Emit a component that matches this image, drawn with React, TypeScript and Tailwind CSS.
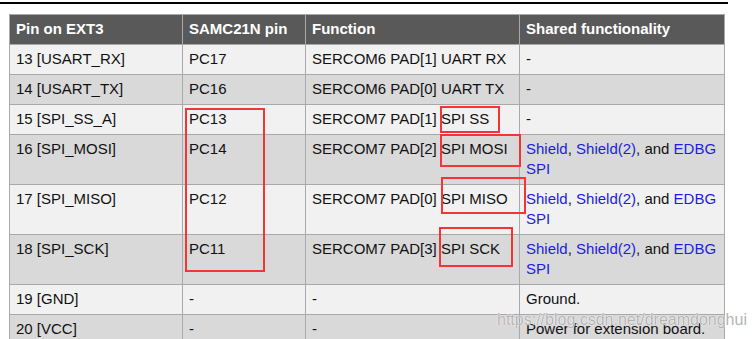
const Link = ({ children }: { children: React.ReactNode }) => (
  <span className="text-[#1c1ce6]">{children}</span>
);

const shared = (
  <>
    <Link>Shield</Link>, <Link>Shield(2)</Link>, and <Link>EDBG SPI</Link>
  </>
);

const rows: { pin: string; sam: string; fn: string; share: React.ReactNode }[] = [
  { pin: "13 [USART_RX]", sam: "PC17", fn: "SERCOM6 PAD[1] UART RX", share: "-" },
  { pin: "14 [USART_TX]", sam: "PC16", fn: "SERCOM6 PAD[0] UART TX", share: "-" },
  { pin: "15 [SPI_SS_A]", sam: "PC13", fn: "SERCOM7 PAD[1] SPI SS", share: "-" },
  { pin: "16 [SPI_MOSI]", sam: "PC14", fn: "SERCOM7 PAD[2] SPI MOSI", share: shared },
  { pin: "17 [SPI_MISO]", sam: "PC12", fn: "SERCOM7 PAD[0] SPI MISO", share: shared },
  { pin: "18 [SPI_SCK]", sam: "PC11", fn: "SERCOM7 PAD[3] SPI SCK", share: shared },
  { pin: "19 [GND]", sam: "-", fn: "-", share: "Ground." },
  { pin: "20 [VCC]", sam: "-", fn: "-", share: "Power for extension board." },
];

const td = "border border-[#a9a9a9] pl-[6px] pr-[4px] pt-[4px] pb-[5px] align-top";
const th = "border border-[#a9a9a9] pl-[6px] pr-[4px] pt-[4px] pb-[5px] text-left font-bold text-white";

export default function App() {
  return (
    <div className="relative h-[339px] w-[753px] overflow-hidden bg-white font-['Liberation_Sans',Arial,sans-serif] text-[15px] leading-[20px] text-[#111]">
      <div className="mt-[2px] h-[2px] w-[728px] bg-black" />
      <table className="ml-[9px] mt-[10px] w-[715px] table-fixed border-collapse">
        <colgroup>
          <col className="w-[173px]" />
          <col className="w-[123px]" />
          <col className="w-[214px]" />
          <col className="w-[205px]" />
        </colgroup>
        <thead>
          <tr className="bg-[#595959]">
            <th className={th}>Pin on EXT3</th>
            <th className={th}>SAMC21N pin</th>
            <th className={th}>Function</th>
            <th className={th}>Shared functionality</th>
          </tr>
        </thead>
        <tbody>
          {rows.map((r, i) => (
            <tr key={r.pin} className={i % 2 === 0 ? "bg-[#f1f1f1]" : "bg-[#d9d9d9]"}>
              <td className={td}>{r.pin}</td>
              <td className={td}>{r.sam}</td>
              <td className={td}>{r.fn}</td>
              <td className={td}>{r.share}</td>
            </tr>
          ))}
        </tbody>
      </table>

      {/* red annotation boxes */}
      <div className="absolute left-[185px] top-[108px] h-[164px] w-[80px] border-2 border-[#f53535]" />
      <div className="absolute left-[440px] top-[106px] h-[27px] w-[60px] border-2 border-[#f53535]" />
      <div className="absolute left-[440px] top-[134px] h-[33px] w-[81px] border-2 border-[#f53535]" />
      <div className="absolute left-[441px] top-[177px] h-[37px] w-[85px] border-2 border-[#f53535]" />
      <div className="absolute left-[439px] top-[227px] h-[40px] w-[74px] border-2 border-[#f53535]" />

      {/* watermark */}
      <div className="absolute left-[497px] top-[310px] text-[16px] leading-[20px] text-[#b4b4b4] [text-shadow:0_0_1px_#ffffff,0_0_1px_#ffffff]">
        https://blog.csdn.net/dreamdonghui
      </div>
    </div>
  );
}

■ ■ ■ ■

§ What to work on
Copy all the lines of data exactly as they appear, dropping any images.

§ Completed task
Emit a component that matches this image, drawn with React, TypeScript and Tailwind CSS.
const Link = ({ children }: { children: React.ReactNode }) => (
  <span className="text-[#1c1ce6]">{children}</span>
);

const shared = (
  <>
    <Link>Shield</Link>, <Link>Shield(2)</Link>, and <Link>EDBG SPI</Link>
  </>
);

const rows: { pin: string; sam: string; fn: string; share: React.ReactNode }[] = [
  { pin: "13 [USART_RX]", sam: "PC17", fn: "SERCOM6 PAD[1] UART RX", share: "-" },
  { pin: "14 [USART_TX]", sam: "PC16", fn: "SERCOM6 PAD[0] UART TX", share: "-" },
  { pin: "15 [SPI_SS_A]", sam: "PC13", fn: "SERCOM7 PAD[1] SPI SS", share: "-" },
  { pin: "16 [SPI_MOSI]", sam: "PC14", fn: "SERCOM7 PAD[2] SPI MOSI", share: shared },
  { pin: "17 [SPI_MISO]", sam: "PC12", fn: "SERCOM7 PAD[0] SPI MISO", share: shared },
  { pin: "18 [SPI_SCK]", sam: "PC11", fn: "SERCOM7 PAD[3] SPI SCK", share: shared },
  { pin: "19 [GND]", sam: "-", fn: "-", share: "Ground." },
  { pin: "20 [VCC]", sam: "-", fn: "-", share: "Power for extension board." },
];

const td = "border border-[#a9a9a9] pl-[6px] pr-[4px] pt-[4px] pb-[5px] align-top";
const th = "border border-[#a9a9a9] pl-[6px] pr-[4px] pt-[4px] pb-[5px] text-left font-bold text-white";

export default function App() {
  return (
    <div className="relative h-[339px] w-[753px] overflow-hidden bg-white font-['Liberation_Sans',Arial,sans-serif] text-[15px] leading-[20px] text-[#111]">
      <div className="mt-[2px] h-[2px] w-[728px] bg-black" />
      <table className="ml-[9px] mt-[10px] w-[715px] table-fixed border-collapse">
        <colgroup>
          <col className="w-[173px]" />
          <col className="w-[123px]" />
          <col className="w-[214px]" />
          <col className="w-[205px]" />
        </colgroup>
        <thead>
          <tr className="bg-[#595959]">
            <th className={th}>Pin on EXT3</th>
            <th className={th}>SAMC21N pin</th>
            <th className={th}>Function</th>
            <th className={th}>Shared functionality</th>
          </tr>
        </thead>
        <tbody>
          {rows.map((r, i) => (
            <tr key={r.pin} className={i % 2 === 0 ? "bg-[#f1f1f1]" : "bg-[#d9d9d9]"}>
              <td className={td}>{r.pin}</td>
              <td className={td}>{r.sam}</td>
              <td className={td}>{r.fn}</td>
              <td className={td}>{r.share}</td>
            </tr>
          ))}
        </tbody>
      </table>

      {/* red annotation boxes */}
      <div className="absolute left-[185px] top-[108px] h-[164px] w-[80px] border-2 border-[#f53535]" />
      <div className="absolute left-[440px] top-[106px] h-[27px] w-[60px] border-2 border-[#f53535]" />
      <div className="absolute left-[440px] top-[134px] h-[33px] w-[81px] border-2 border-[#f53535]" />
      <div className="absolute left-[441px] top-[177px] h-[37px] w-[85px] border-2 border-[#f53535]" />
      <div className="absolute left-[439px] top-[227px] h-[40px] w-[74px] border-2 border-[#f53535]" />

      {/* watermark */}
      <div className="absolute left-[497px] top-[310px] text-[16px] leading-[20px] text-[#b4b4b4] [text-shadow:0_0_1px_#ffffff,0_0_1px_#ffffff]">
        https://blog.csdn.net/dreamdonghui
      </div>
    </div>
  );
}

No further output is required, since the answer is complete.